>>>>

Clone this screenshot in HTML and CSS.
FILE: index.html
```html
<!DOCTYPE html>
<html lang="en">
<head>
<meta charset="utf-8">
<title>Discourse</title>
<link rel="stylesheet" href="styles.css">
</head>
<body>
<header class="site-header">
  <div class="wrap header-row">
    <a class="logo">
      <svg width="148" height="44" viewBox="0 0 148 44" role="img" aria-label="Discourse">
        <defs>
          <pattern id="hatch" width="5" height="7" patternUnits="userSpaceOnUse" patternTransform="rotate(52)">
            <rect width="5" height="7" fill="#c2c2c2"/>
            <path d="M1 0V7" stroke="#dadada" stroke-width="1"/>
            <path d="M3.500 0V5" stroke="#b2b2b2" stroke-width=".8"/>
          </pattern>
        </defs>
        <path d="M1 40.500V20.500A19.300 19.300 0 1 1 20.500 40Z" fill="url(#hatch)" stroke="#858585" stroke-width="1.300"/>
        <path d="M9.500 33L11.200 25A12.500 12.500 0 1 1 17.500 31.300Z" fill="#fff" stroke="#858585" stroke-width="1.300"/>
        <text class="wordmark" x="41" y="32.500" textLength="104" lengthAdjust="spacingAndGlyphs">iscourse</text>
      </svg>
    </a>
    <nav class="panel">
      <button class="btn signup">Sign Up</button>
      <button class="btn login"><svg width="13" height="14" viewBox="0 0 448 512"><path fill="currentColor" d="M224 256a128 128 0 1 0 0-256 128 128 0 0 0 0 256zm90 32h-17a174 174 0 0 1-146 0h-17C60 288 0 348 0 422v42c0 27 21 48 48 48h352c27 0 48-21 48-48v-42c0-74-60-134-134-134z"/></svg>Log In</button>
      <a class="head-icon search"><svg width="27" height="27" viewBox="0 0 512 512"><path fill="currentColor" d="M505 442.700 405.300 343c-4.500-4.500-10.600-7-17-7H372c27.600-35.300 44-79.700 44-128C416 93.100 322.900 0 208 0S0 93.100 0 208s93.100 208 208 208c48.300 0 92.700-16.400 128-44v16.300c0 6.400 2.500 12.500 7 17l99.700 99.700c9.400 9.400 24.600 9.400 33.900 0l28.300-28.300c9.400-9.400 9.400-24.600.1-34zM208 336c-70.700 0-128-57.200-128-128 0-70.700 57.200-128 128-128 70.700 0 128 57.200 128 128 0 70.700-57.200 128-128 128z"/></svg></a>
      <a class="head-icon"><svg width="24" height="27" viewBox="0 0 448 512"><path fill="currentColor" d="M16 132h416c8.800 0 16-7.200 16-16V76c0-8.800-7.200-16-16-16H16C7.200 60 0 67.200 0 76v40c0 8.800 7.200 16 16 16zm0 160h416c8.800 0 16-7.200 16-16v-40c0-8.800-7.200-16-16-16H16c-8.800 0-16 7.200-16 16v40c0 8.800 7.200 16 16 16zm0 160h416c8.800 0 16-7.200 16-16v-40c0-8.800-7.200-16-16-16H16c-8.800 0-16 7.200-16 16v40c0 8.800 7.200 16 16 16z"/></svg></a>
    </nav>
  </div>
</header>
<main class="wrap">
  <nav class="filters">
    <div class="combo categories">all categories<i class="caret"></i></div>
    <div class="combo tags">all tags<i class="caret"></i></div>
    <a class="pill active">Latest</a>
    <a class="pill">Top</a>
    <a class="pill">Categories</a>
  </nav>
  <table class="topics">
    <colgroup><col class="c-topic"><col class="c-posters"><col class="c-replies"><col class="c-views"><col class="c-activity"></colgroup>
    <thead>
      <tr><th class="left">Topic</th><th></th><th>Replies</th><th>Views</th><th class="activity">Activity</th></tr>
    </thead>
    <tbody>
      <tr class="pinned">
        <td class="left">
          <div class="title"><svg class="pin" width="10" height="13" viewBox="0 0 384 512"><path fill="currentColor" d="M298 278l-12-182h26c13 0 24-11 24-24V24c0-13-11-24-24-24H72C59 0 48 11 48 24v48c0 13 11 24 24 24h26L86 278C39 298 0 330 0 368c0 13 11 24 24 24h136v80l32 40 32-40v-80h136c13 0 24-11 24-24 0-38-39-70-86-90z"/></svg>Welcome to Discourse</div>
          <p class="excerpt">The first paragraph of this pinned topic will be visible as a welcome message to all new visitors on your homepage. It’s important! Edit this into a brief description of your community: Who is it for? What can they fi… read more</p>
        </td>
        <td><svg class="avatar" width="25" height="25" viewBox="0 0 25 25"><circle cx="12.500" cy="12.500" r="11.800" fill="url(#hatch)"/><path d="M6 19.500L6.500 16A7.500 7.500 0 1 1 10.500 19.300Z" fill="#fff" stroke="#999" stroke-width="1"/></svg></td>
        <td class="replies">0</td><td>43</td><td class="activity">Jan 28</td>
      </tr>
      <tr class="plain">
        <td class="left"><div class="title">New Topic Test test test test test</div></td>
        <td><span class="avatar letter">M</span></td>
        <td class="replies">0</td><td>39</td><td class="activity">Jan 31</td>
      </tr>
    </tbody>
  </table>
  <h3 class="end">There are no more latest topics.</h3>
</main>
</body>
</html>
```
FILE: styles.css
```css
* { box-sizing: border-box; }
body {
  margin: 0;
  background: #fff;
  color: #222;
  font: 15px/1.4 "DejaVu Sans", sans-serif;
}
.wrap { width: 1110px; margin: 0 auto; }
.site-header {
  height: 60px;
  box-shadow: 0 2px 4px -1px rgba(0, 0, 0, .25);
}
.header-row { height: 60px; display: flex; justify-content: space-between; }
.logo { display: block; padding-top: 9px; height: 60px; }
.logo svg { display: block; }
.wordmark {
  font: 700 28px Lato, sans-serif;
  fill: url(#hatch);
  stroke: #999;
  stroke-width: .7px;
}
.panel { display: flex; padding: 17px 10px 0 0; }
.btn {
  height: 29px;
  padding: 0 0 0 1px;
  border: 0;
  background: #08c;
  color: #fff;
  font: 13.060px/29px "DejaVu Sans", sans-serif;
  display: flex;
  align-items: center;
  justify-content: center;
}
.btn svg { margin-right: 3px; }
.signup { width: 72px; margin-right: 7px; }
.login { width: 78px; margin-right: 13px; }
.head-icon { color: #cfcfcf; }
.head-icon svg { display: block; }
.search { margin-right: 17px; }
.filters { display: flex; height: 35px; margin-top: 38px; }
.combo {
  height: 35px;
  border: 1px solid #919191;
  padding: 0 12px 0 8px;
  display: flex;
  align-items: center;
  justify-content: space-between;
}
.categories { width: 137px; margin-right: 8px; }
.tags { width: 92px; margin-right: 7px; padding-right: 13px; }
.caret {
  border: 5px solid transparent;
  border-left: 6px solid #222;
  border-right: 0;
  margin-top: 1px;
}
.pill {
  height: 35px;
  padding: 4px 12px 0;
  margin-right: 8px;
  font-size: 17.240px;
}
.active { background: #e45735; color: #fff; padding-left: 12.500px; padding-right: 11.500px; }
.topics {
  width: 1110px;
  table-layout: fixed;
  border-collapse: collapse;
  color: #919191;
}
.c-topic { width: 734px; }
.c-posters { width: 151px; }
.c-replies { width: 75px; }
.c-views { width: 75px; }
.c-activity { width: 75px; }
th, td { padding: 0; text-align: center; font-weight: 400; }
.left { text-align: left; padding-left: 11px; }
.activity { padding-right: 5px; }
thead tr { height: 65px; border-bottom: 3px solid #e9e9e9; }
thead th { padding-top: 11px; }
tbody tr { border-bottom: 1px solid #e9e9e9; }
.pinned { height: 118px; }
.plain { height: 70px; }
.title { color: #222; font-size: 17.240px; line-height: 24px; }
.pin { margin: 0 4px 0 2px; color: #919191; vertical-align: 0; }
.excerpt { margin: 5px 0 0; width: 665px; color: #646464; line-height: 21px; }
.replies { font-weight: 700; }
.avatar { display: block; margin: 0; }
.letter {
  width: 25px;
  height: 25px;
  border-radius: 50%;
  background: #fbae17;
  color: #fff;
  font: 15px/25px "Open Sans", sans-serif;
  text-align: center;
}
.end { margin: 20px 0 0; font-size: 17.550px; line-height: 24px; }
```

<<<<

**Exercise requirements:**
Pick out all lines containing the string "this".

**Task output:**
Clone this screenshot in HTML and CSS.
          <p class="excerpt">The first paragraph of this pinned topic will be visible as a welcome message to all new visitors on your homepage. It’s important! Edit this into a brief description of your community: Who is it for? What can they fi… read more</p>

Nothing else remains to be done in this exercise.